Le rapport s’ouvre sur un chiffre qui devrait faire frémir quelques délégués siégeant à Bonn. Selon les estimations d’Oxfam, le montant total des financements climat publics déclarés par les bailleurs s’élève à quarante-huit milliards de dollars par an. L’ONG pousse l’analyse plus loin et considère que seuls seize à vingt-et-un milliards de dollars aident réellement les pays du Sud, puisqu’une grande partie des fonds engagés par le Nord financent des projets dont le climat n’est qu’un volet d’action.

L’un des principaux problèmes que pointe ce rapport concerne la comptabilisation excessive des financements fournis. En effet, nombre de bailleurs surévaluent l’élément climat d’un projet de développement dont le changement climatique n’est en fait qu’un aspect d’un programme plus vaste. De même, comptabilisés à leur valeur nominale, les prêts et autres types de financements qui ne sont pas des subventions mais seront à terme remboursés faussent grandement le montant de l’aide que les pays en développement reçoivent réellement.

Oxfam engage vivement les États à mettre fin à cette pratique et à comptabiliser la « part dons » de leurs prêts climat, autrement dit à ne prendre en compte que la valeur financière nette transférée aux pays en développement hors remboursements des intérêts et autres frais.

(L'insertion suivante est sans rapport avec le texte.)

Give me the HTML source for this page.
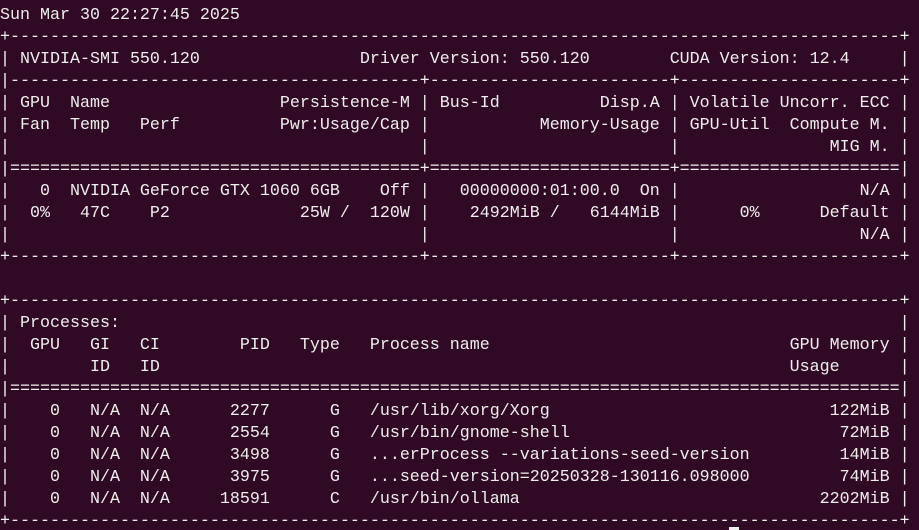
<!DOCTYPE html>
<html><head><meta charset="utf-8"><style>
html,body{margin:0;padding:0;background:#300a24;width:919px;height:530px;overflow:hidden;position:relative}
pre{margin:0;padding:5px 0 0 0;font-family:"Liberation Mono","DejaVu Sans Mono",monospace;font-size:16.67px;line-height:22px;color:#eeeeec;white-space:pre}
.cur{position:absolute;left:729px;top:527px;width:10px;height:3px;background:#eeeeec}
</style></head><body><pre>Sun Mar 30 22:27:45 2025
+-----------------------------------------------------------------------------------------+
| NVIDIA-SMI 550.120                Driver Version: 550.120        CUDA Version: 12.4     |
|-----------------------------------------+------------------------+----------------------+
| GPU  Name                 Persistence-M | Bus-Id          Disp.A | Volatile Uncorr. ECC |
| Fan  Temp   Perf          Pwr:Usage/Cap |           Memory-Usage | GPU-Util  Compute M. |
|                                         |                        |               MIG M. |
|=========================================+========================+======================|
|   0  NVIDIA GeForce GTX 1060 6GB    Off |   00000000:01:00.0  On |                  N/A |
|  0%   47C    P2             25W /  120W |    2492MiB /   6144MiB |      0%      Default |
|                                         |                        |                  N/A |
+-----------------------------------------+------------------------+----------------------+

+-----------------------------------------------------------------------------------------+
| Processes:                                                                              |
|  GPU   GI   CI        PID   Type   Process name                              GPU Memory |
|        ID   ID                                                               Usage      |
|=========================================================================================|
|    0   N/A  N/A      2277      G   /usr/lib/xorg/Xorg                            122MiB |
|    0   N/A  N/A      2554      G   /usr/bin/gnome-shell                           72MiB |
|    0   N/A  N/A      3498      G   ...erProcess --variations-seed-version         14MiB |
|    0   N/A  N/A      3975      G   ...seed-version=20250328-130116.098000         74MiB |
|    0   N/A  N/A     18591      C   /usr/bin/ollama                              2202MiB |
+-----------------------------------------------------------------------------------------+</pre><div class="cur"></div></body></html>
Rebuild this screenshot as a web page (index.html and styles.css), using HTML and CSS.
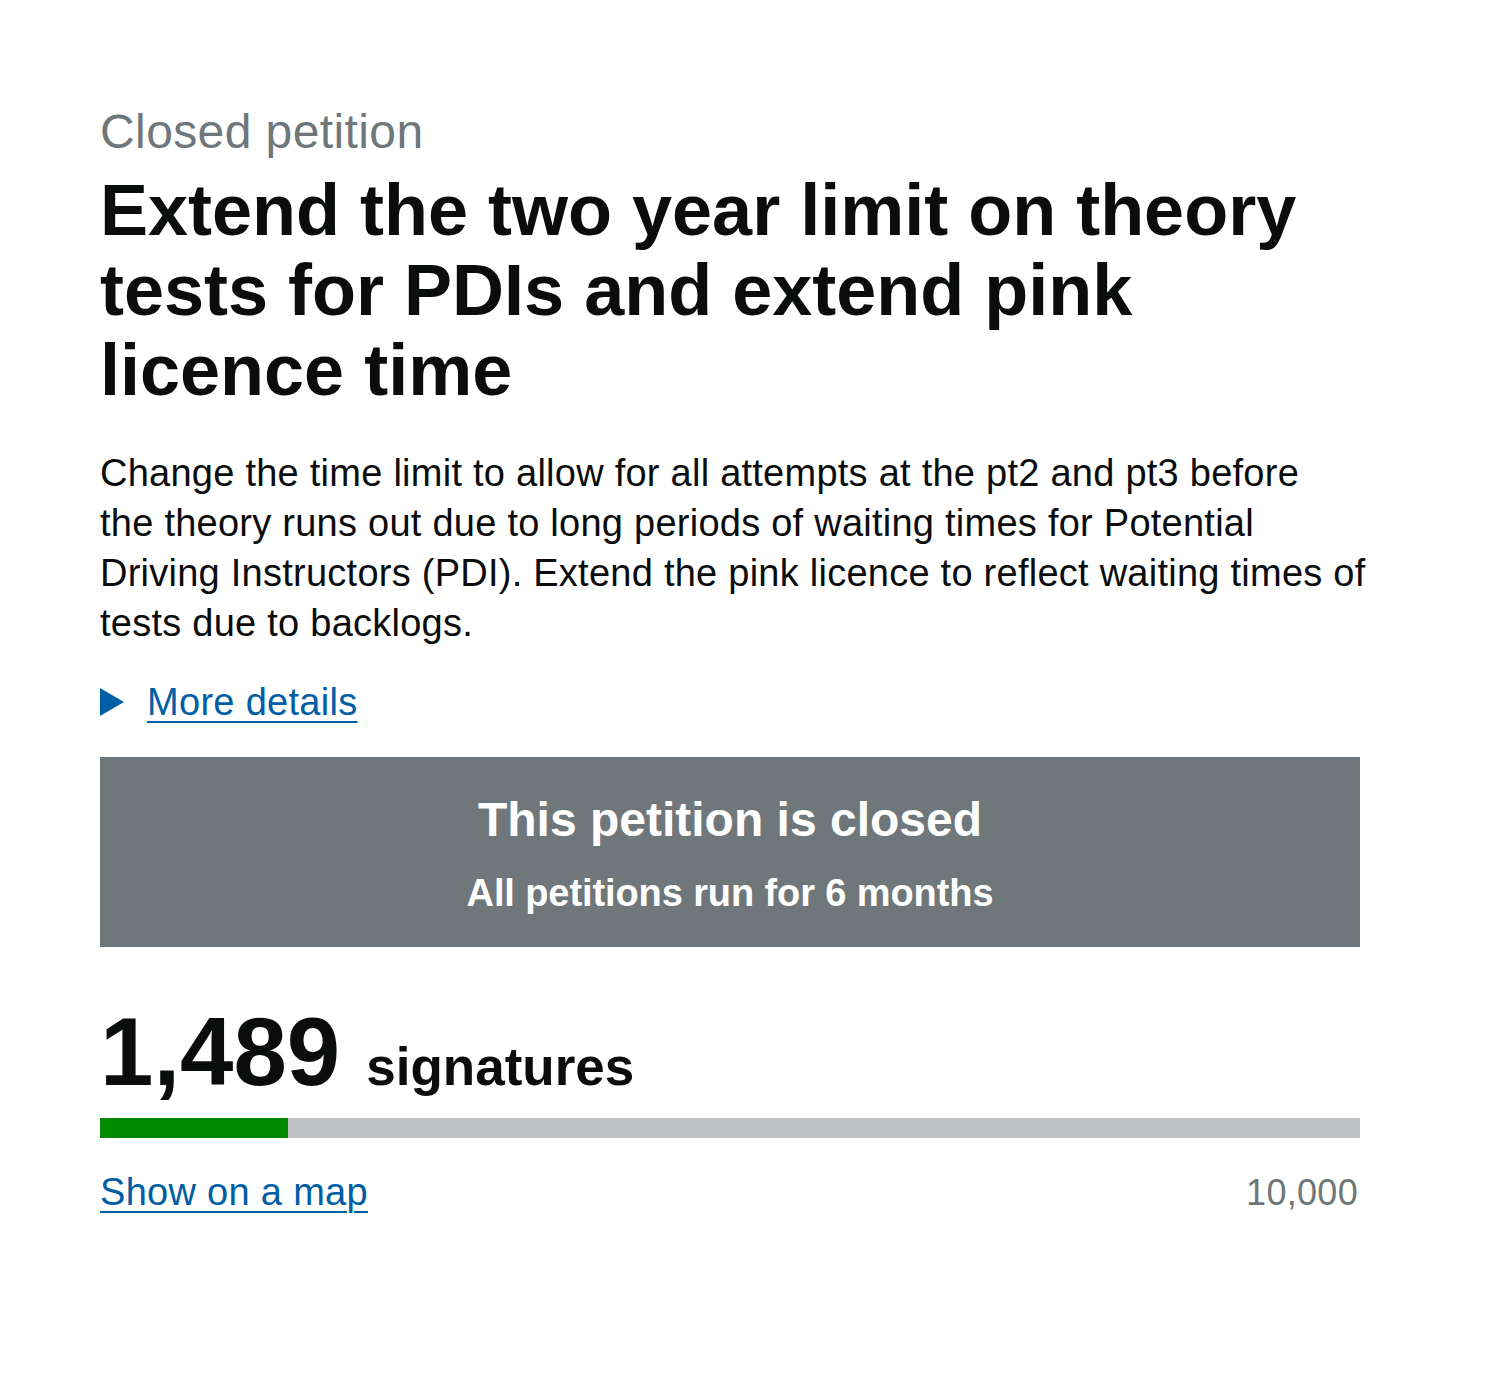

L’organisation de coopération et de développement économiques a récemment adopté des règles similaires pour comptabiliser l’aide au développement. Le rapport d’Oxfam indique également dans quelle mesure les différents États sont généreux en subventions. Alors que les Pays-Bas, le Royaume-Uni et la Suède, notamment, ont fourni plus de 90 % de leurs financements climat sous forme de subventions en 2015-2016, d’autres comme la France en sont loin.

Ce qui amène l’ONG à tirer les conclusions suivantes :

  • L’augmentation des financements climat résulte en grande partie d’un recours massif aux prêts, en particulier à destination des pays à revenu intermédiaire.
  • L’aide publique accordée sous forme de subventions ne répond pas aux besoins et n’augmente pas assez vite. Selon les estimations, le montant des subventions se situe entre onze et treize milliards de dollars, contre dix milliards lors de la dernière évaluation portant sur la période 2013-2014.
  • Le financement de l’adaptation au changement climatique reste largement négligé, ne représentant que 20 % des financements climat publics, contre 19 % en 2013 et 2014.
  • La part des financements publics accordés aux pays les moins avancés n’a pas augmenté, stagnant à environ 18 %.

Au vu de tout ceci, il est clair que la promesse des cent milliards de dollars par an, d’ici à 2020, sera difficile à tenir. La prochaine COP qui se tiendra en Pologne, en fin 2018, devra s’atteler à corriger cette anomalie qui consiste à annoncer des promesses et des engagements avant de se mettre d’accord sur les règles.